Kamuimisaki cape at the edge of Hokkaido's Shakotan
Peninsula offers a wonderful view of the sea
REACHING THE tip of Kamuimisaki cape on the north-western edge of the Shakotan Peninsula in Hokkaido, can only be achieved on foot and involves walking carefully along a narrow path that looks and feels like a mountain ridge, rising as high as 80 metres above sea level. Buffeted by the wind, it takes me a full 20 minutes to reach the cape, which looks out over the crystal-clear Sea of Japan, a beautiful shade of azure that has become known as “Shakotan blue”.
From this viewpoint, the horizon appears slightly curved at both ends testifying to what we already know – that the Earth is round. And even through it took about an hour from the centre of Shakotan by car, the spectacle is well worth the trip.
The sea offers not only this impressive view but also a variety of seafood. The town is famous for nama uni don (raw sea urchin roe atop a bowl of rice). I was there, however, just after the fishing season, which is limited to June through August.
Even so, a Japanese restaurant I visited for lunch still offered steamed sea urchin roe, and I enjoyed the kaisendon sashimi bowl decorated lavishly with northern shrimp and seasonal salmon roe. The sea urchin roe melted in my mouth, and I could taste its subtle sweetness.
Forests account for 80 per cent of the town. The rains that fall on the highlands are soaked up in the mountain areas, and the nutrient-laden rivers flow into the sea. This process is believed to help the growth of seafood and seaweed.
In 2010, Japan Tobacco Inc began a 10-year project called JT Forest Shakotan to help the conservation of these mountains. JT subsidises the costs of forest management within the reach of three rivers running through the town, including the Bikunigawa.
“Ill-maintained forests are recovering,” Hideki Matsui, the 68-year-old mayor of Shakotan tells me.
“I want to scientifically prove that mountains foster the ocean.”
Experts on forests, rivers and seas have already started investigations in their various fields.
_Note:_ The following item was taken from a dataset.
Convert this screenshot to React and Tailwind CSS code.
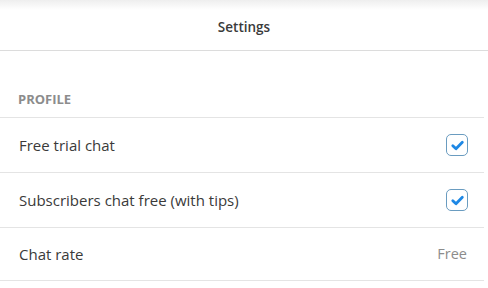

“I hope they will collect enough data soon so that we can properly explain to children, who will be responsible for the next generation,” Matsui continues.
Forests not only nurture the abundant sea, but also are helping the reconstruction of areas hit by the 2011 Great East Japan Earthquake. About 2,000 trees including Japanese larches were cut down, sent to disaster-hit areas such as Miyagi Prefecture and used as foundations for temporary housing units in May 2011. The workings of nature help human beings, showing the importance of protecting nature.
The next day, I visited a traditional-style fishermen's lodge in the centre of the town that was originally built for those involved in the herring fishing industry, once the pride of the town. The streets are littered with the houses, now abandoned, that once accommodated fishing boat owners, their families and their crews.
In 2008, residents in the town began activities to preserve these houses as sightseeing spots. Local volunteers including Noriichi Bessho, 67, renovated the lodge and named it Yamashime Banya.
A public interest corporation subsidised the costs of renovation such as for replacing the flooring.
The facility was opened to the public until late September, hosting events such as shamisen lute performances. It is currently closed in preparation for further restoration work, but should reopen around May next year.
“I feel regret if tourists just eat sea urchin roe and leave town. I want them to know the history of Shakotan,” Bessho says.
IF YOU GO
- Thai Airways International operates direct flights between Bangkok and Hokkaido. From New Chitose Airport, visitors can travel by train to Otaru, a journey of about 75 minutes. From the station, Bikuni, the centre of Shakotan, is about one hour and 25 minutes by bus.